The authors, Harry Selker of Tufts University and Alastair Wood, a long-time drug safety advocate who now moonlights for a venture capital firm, also blast the proposed bill for giving the proposed CER agency's industry-influenced board control over what researchers can publish. Indeed, the bill requires the new agency ban any institution or researcher who publishes unapproved analyses from receiving additional grants for at least five years.
"To allow scientists -- and their instutitions, which receive the support for the conduct of research -- to be punished for the publication of work that is not approved by this entity is essentially to cede authority over the dissemination of government-funded research to a body that is at least partially controlled by persons with a potential commercial interest in its outcome," they wrote.

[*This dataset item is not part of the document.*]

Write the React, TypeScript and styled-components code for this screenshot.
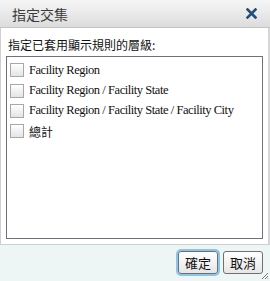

The troubling section is on pages 1657-58 of the bill. It reads:
REQUIREMENTS FOR PUBLICATION OF RESEARCH.-Any research published under clause (ii)(IV) shall be within the bounds of and entirely consistent with the evidence and findings produced under the contract with the Institute under this subparagraph. If the Institute determines that those requirements are not met, the Institute shall not enter into another contract with the agency, instrumentality, or entity which managed or conducted such research for a period determined appropriate by the Institute (but not less than 5 years).
The negative consequences that will flow from this section will also include long delays in publication, since researchers will wind up engaged in long arguments with agency bureaucrats over what they can and cannot publish.
"If health care reform legislation does not promote comparative effectiveness research that is free of the potential taint of commercial and political meddling, the public will have little confidence in the results of such research," they conclude.